**Work to complete:**
Quote every line below exactly and skip any picture.

··· Provided data ···

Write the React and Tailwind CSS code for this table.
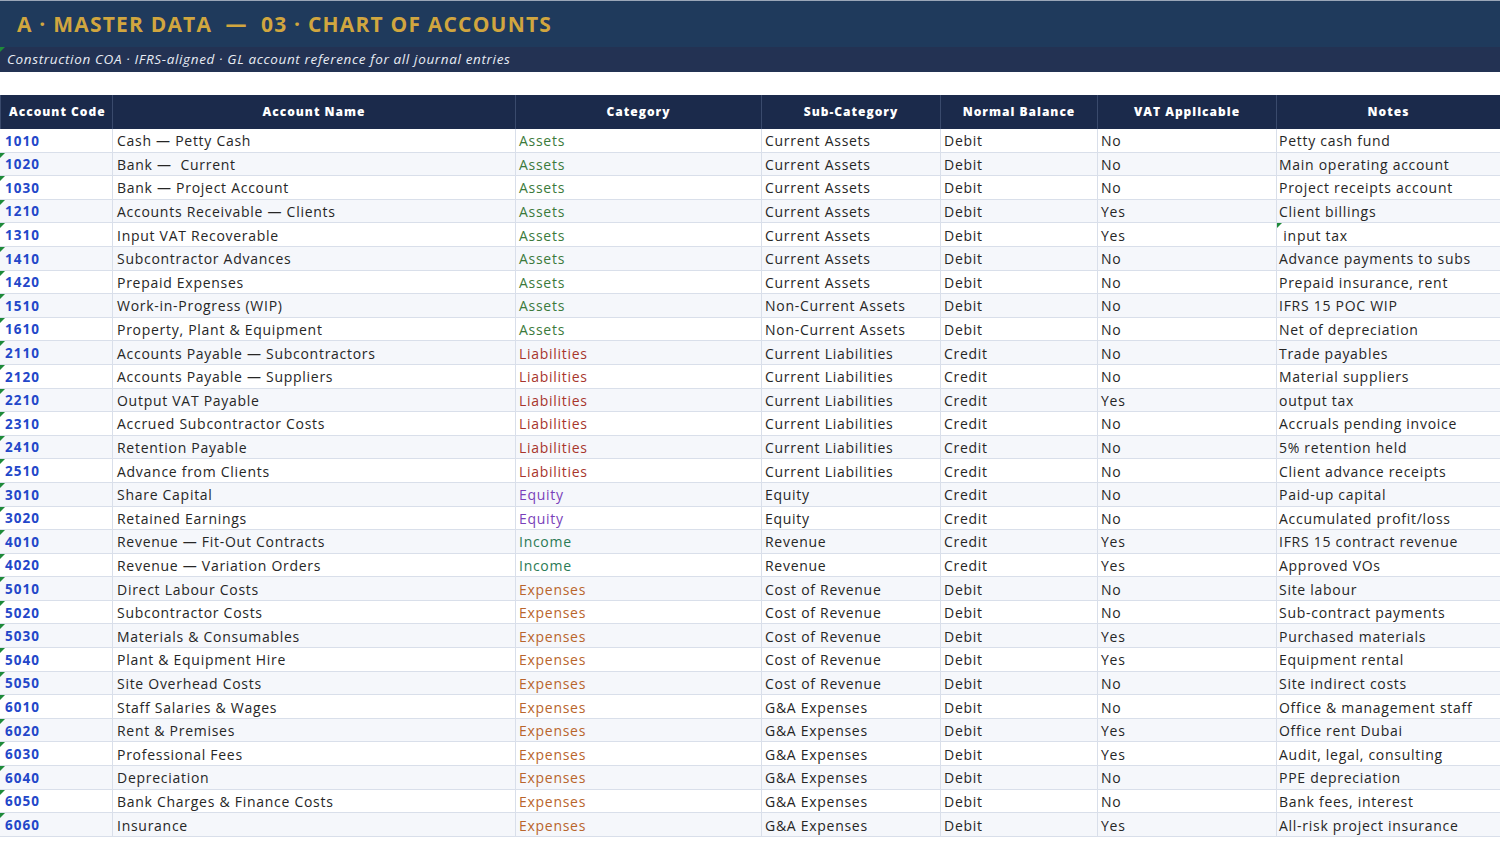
const rows = [
  ['1010', 'Cash — Petty Cash', 'Assets', 'Current Assets', 'Debit', 'No', 'Petty cash fund'],
  ['1020', 'Bank —  Current', 'Assets', 'Current Assets', 'Debit', 'No', 'Main operating account'],
  ['1030', 'Bank — Project Account', 'Assets', 'Current Assets', 'Debit', 'No', 'Project receipts account'],
  ['1210', 'Accounts Receivable — Clients', 'Assets', 'Current Assets', 'Debit', 'Yes', 'Client billings'],
  ['1310', 'Input VAT Recoverable', 'Assets', 'Current Assets', 'Debit', 'Yes', ' input tax'],
  ['1410', 'Subcontractor Advances', 'Assets', 'Current Assets', 'Debit', 'No', 'Advance payments to subs'],
  ['1420', 'Prepaid Expenses', 'Assets', 'Current Assets', 'Debit', 'No', 'Prepaid insurance, rent'],
  ['1510', 'Work-in-Progress (WIP)', 'Assets', 'Non-Current Assets', 'Debit', 'No', 'IFRS 15 POC WIP'],
  ['1610', 'Property, Plant & Equipment', 'Assets', 'Non-Current Assets', 'Debit', 'No', 'Net of depreciation'],
  ['2110', 'Accounts Payable — Subcontractors', 'Liabilities', 'Current Liabilities', 'Credit', 'No', 'Trade payables'],
  ['2120', 'Accounts Payable — Suppliers', 'Liabilities', 'Current Liabilities', 'Credit', 'No', 'Material suppliers'],
  ['2210', 'Output VAT Payable', 'Liabilities', 'Current Liabilities', 'Credit', 'Yes', 'output tax'],
  ['2310', 'Accrued Subcontractor Costs', 'Liabilities', 'Current Liabilities', 'Credit', 'No', 'Accruals pending invoice'],
  ['2410', 'Retention Payable', 'Liabilities', 'Current Liabilities', 'Credit', 'No', '5% retention held'],
  ['2510', 'Advance from Clients', 'Liabilities', 'Current Liabilities', 'Credit', 'No', 'Client advance receipts'],
  ['3010', 'Share Capital', 'Equity', 'Equity', 'Credit', 'No', 'Paid-up capital'],
  ['3020', 'Retained Earnings', 'Equity', 'Equity', 'Credit', 'No', 'Accumulated profit/loss'],
  ['4010', 'Revenue — Fit-Out Contracts', 'Income', 'Revenue', 'Credit', 'Yes', 'IFRS 15 contract revenue'],
  ['4020', 'Revenue — Variation Orders', 'Income', 'Revenue', 'Credit', 'Yes', 'Approved VOs'],
  ['5010', 'Direct Labour Costs', 'Expenses', 'Cost of Revenue', 'Debit', 'No', 'Site labour'],
  ['5020', 'Subcontractor Costs', 'Expenses', 'Cost of Revenue', 'Debit', 'No', 'Sub-contract payments'],
  ['5030', 'Materials & Consumables', 'Expenses', 'Cost of Revenue', 'Debit', 'Yes', 'Purchased materials'],
  ['5040', 'Plant & Equipment Hire', 'Expenses', 'Cost of Revenue', 'Debit', 'Yes', 'Equipment rental'],
  ['5050', 'Site Overhead Costs', 'Expenses', 'Cost of Revenue', 'Debit', 'No', 'Site indirect costs'],
  ['6010', 'Staff Salaries & Wages', 'Expenses', 'G&A Expenses', 'Debit', 'No', 'Office & management staff'],
  ['6020', 'Rent & Premises', 'Expenses', 'G&A Expenses', 'Debit', 'Yes', 'Office rent Dubai'],
  ['6030', 'Professional Fees', 'Expenses', 'G&A Expenses', 'Debit', 'Yes', 'Audit, legal, consulting'],
  ['6040', 'Depreciation', 'Expenses', 'G&A Expenses', 'Debit', 'No', 'PPE depreciation'],
  ['6050', 'Bank Charges & Finance Costs', 'Expenses', 'G&A Expenses', 'Debit', 'No', 'Bank fees, interest'],
  ['6060', 'Insurance', 'Expenses', 'G&A Expenses', 'Debit', 'Yes', 'All-risk project insurance'],
];

const catColor = {
  Assets: 'text-[#3b7a3b]',
  Liabilities: 'text-[#a8352c]',
  Equity: 'text-[#7a3fba]',
  Income: 'text-[#2b7a55]',
  Expenses: 'text-[#b9652c]',
};

const headers = ['Account Code', 'Account Name', 'Category', 'Sub-Category', 'Normal Balance', 'VAT Applicable', 'Notes'];
const cols = 'grid grid-cols-[112px_403px_246px_179px_157px_179px_224px]';

// Excel "number stored as text" marker
function Flag() {
  return <span className="absolute left-0 top-0 w-0 h-0 border-t-[5px] border-r-[5px] border-t-[#1e8a3a] border-r-transparent" />;
}

export default function App() {
  return (
    <div className="w-[1500px] h-[843px] bg-white overflow-hidden" style={{ fontFamily: '"Open Sans", "Noto Sans", sans-serif' }}>
      <div className="h-[47px] bg-[#1f3a5c] border-t border-[#9aa6b8] flex items-center pl-[17px] pt-[2px]">
        <h1 className="text-[21px] font-bold text-[#d1a63f] tracking-[1.2px]">A · MASTER DATA &nbsp;—&nbsp; 03 · CHART OF ACCOUNTS</h1>
      </div>
      <div className="h-[25px] bg-[#233253] flex items-center pl-[7px] relative">
        <Flag />
        <p className="text-[13.5px] italic text-[#e8ecf3] tracking-[0.65px]">Construction COA · IFRS-aligned · GL account reference for all journal entries</p>
      </div>
      <div className="h-[23px]" />
      <div className={`${cols} h-[34px] bg-[#1b2a4b] text-white text-[12px] font-extrabold tracking-[1px]`}>
        {headers.map((h, i) => (
          <div key={h} className={`flex items-center ${i === 0 ? 'pl-[8px]' : 'justify-center'} border-l border-[#3a4a6c]`}>{h}</div>
        ))}
      </div>
      {rows.map((r, idx) => (
        <div key={r[0]} className={`${cols} h-[23.6px] text-[14px] font-medium tracking-[0.72px] text-[#262626] border-b border-[#d9dfea] ${idx % 2 ? 'bg-[#f5f7fb]' : 'bg-white'}`}>
          <div className="relative flex items-center pl-[5px] pt-[1px] font-bold text-[#2347c9] text-[13.5px] tracking-[1px]">
            {idx > 0 && <Flag />}
            {r[0]}
          </div>
          <div className="flex items-center pl-[4px] pt-[1px] border-l border-[#d9dfea] whitespace-pre">{r[1]}</div>
          <div className={`flex items-center pl-[3px] pt-[1px] border-l border-[#d9dfea] ${catColor[r[2]]}`}>{r[2]}</div>
          <div className="flex items-center pl-[3px] pt-[1px] border-l border-[#d9dfea]">{r[3]}</div>
          <div className="flex items-center pl-[3px] pt-[1px] border-l border-[#d9dfea]">{r[4]}</div>
          <div className="flex items-center pl-[3px] pt-[1px] border-l border-[#d9dfea]">{r[5]}</div>
          <div className="relative flex items-center pl-[2px] pt-[1px] border-l border-[#d9dfea] whitespace-pre">
            {r[0] === '1310' && <Flag />}
            {r[6]}
          </div>
        </div>
      ))}
    </div>
  );
}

···

**Full solution:**
Write the React and Tailwind CSS code for this table.
const rows = [
  ['1010', 'Cash — Petty Cash', 'Assets', 'Current Assets', 'Debit', 'No', 'Petty cash fund'],
  ['1020', 'Bank —  Current', 'Assets', 'Current Assets', 'Debit', 'No', 'Main operating account'],
  ['1030', 'Bank — Project Account', 'Assets', 'Current Assets', 'Debit', 'No', 'Project receipts account'],
  ['1210', 'Accounts Receivable — Clients', 'Assets', 'Current Assets', 'Debit', 'Yes', 'Client billings'],
  ['1310', 'Input VAT Recoverable', 'Assets', 'Current Assets', 'Debit', 'Yes', ' input tax'],
  ['1410', 'Subcontractor Advances', 'Assets', 'Current Assets', 'Debit', 'No', 'Advance payments to subs'],
  ['1420', 'Prepaid Expenses', 'Assets', 'Current Assets', 'Debit', 'No', 'Prepaid insurance, rent'],
  ['1510', 'Work-in-Progress (WIP)', 'Assets', 'Non-Current Assets', 'Debit', 'No', 'IFRS 15 POC WIP'],
  ['1610', 'Property, Plant & Equipment', 'Assets', 'Non-Current Assets', 'Debit', 'No', 'Net of depreciation'],
  ['2110', 'Accounts Payable — Subcontractors', 'Liabilities', 'Current Liabilities', 'Credit', 'No', 'Trade payables'],
  ['2120', 'Accounts Payable — Suppliers', 'Liabilities', 'Current Liabilities', 'Credit', 'No', 'Material suppliers'],
  ['2210', 'Output VAT Payable', 'Liabilities', 'Current Liabilities', 'Credit', 'Yes', 'output tax'],
  ['2310', 'Accrued Subcontractor Costs', 'Liabilities', 'Current Liabilities', 'Credit', 'No', 'Accruals pending invoice'],
  ['2410', 'Retention Payable', 'Liabilities', 'Current Liabilities', 'Credit', 'No', '5% retention held'],
  ['2510', 'Advance from Clients', 'Liabilities', 'Current Liabilities', 'Credit', 'No', 'Client advance receipts'],
  ['3010', 'Share Capital', 'Equity', 'Equity', 'Credit', 'No', 'Paid-up capital'],
  ['3020', 'Retained Earnings', 'Equity', 'Equity', 'Credit', 'No', 'Accumulated profit/loss'],
  ['4010', 'Revenue — Fit-Out Contracts', 'Income', 'Revenue', 'Credit', 'Yes', 'IFRS 15 contract revenue'],
  ['4020', 'Revenue — Variation Orders', 'Income', 'Revenue', 'Credit', 'Yes', 'Approved VOs'],
  ['5010', 'Direct Labour Costs', 'Expenses', 'Cost of Revenue', 'Debit', 'No', 'Site labour'],
  ['5020', 'Subcontractor Costs', 'Expenses', 'Cost of Revenue', 'Debit', 'No', 'Sub-contract payments'],
  ['5030', 'Materials & Consumables', 'Expenses', 'Cost of Revenue', 'Debit', 'Yes', 'Purchased materials'],
  ['5040', 'Plant & Equipment Hire', 'Expenses', 'Cost of Revenue', 'Debit', 'Yes', 'Equipment rental'],
  ['5050', 'Site Overhead Costs', 'Expenses', 'Cost of Revenue', 'Debit', 'No', 'Site indirect costs'],
  ['6010', 'Staff Salaries & Wages', 'Expenses', 'G&A Expenses', 'Debit', 'No', 'Office & management staff'],
  ['6020', 'Rent & Premises', 'Expenses', 'G&A Expenses', 'Debit', 'Yes', 'Office rent Dubai'],
  ['6030', 'Professional Fees', 'Expenses', 'G&A Expenses', 'Debit', 'Yes', 'Audit, legal, consulting'],
  ['6040', 'Depreciation', 'Expenses', 'G&A Expenses', 'Debit', 'No', 'PPE depreciation'],
  ['6050', 'Bank Charges & Finance Costs', 'Expenses', 'G&A Expenses', 'Debit', 'No', 'Bank fees, interest'],
  ['6060', 'Insurance', 'Expenses', 'G&A Expenses', 'Debit', 'Yes', 'All-risk project insurance'],
];

const catColor = {
  Assets: 'text-[#3b7a3b]',
  Liabilities: 'text-[#a8352c]',
  Equity: 'text-[#7a3fba]',
  Income: 'text-[#2b7a55]',
  Expenses: 'text-[#b9652c]',
};

const headers = ['Account Code', 'Account Name', 'Category', 'Sub-Category', 'Normal Balance', 'VAT Applicable', 'Notes'];
const cols = 'grid grid-cols-[112px_403px_246px_179px_157px_179px_224px]';

// Excel "number stored as text" marker
function Flag() {
  return <span className="absolute left-0 top-0 w-0 h-0 border-t-[5px] border-r-[5px] border-t-[#1e8a3a] border-r-transparent" />;
}

export default function App() {
  return (
    <div className="w-[1500px] h-[843px] bg-white overflow-hidden" style={{ fontFamily: '"Open Sans", "Noto Sans", sans-serif' }}>
      <div className="h-[47px] bg-[#1f3a5c] border-t border-[#9aa6b8] flex items-center pl-[17px] pt-[2px]">
        <h1 className="text-[21px] font-bold text-[#d1a63f] tracking-[1.2px]">A · MASTER DATA &nbsp;—&nbsp; 03 · CHART OF ACCOUNTS</h1>
      </div>
      <div className="h-[25px] bg-[#233253] flex items-center pl-[7px] relative">
        <Flag />
        <p className="text-[13.5px] italic text-[#e8ecf3] tracking-[0.65px]">Construction COA · IFRS-aligned · GL account reference for all journal entries</p>
      </div>
      <div className="h-[23px]" />
      <div className={`${cols} h-[34px] bg-[#1b2a4b] text-white text-[12px] font-extrabold tracking-[1px]`}>
        {headers.map((h, i) => (
          <div key={h} className={`flex items-center ${i === 0 ? 'pl-[8px]' : 'justify-center'} border-l border-[#3a4a6c]`}>{h}</div>
        ))}
      </div>
      {rows.map((r, idx) => (
        <div key={r[0]} className={`${cols} h-[23.6px] text-[14px] font-medium tracking-[0.72px] text-[#262626] border-b border-[#d9dfea] ${idx % 2 ? 'bg-[#f5f7fb]' : 'bg-white'}`}>
          <div className="relative flex items-center pl-[5px] pt-[1px] font-bold text-[#2347c9] text-[13.5px] tracking-[1px]">
            {idx > 0 && <Flag />}
            {r[0]}
          </div>
          <div className="flex items-center pl-[4px] pt-[1px] border-l border-[#d9dfea] whitespace-pre">{r[1]}</div>
          <div className={`flex items-center pl-[3px] pt-[1px] border-l border-[#d9dfea] ${catColor[r[2]]}`}>{r[2]}</div>
          <div className="flex items-center pl-[3px] pt-[1px] border-l border-[#d9dfea]">{r[3]}</div>
          <div className="flex items-center pl-[3px] pt-[1px] border-l border-[#d9dfea]">{r[4]}</div>
          <div className="flex items-center pl-[3px] pt-[1px] border-l border-[#d9dfea]">{r[5]}</div>
          <div className="relative flex items-center pl-[2px] pt-[1px] border-l border-[#d9dfea] whitespace-pre">
            {r[0] === '1310' && <Flag />}
            {r[6]}
          </div>
        </div>
      ))}
    </div>
  );
}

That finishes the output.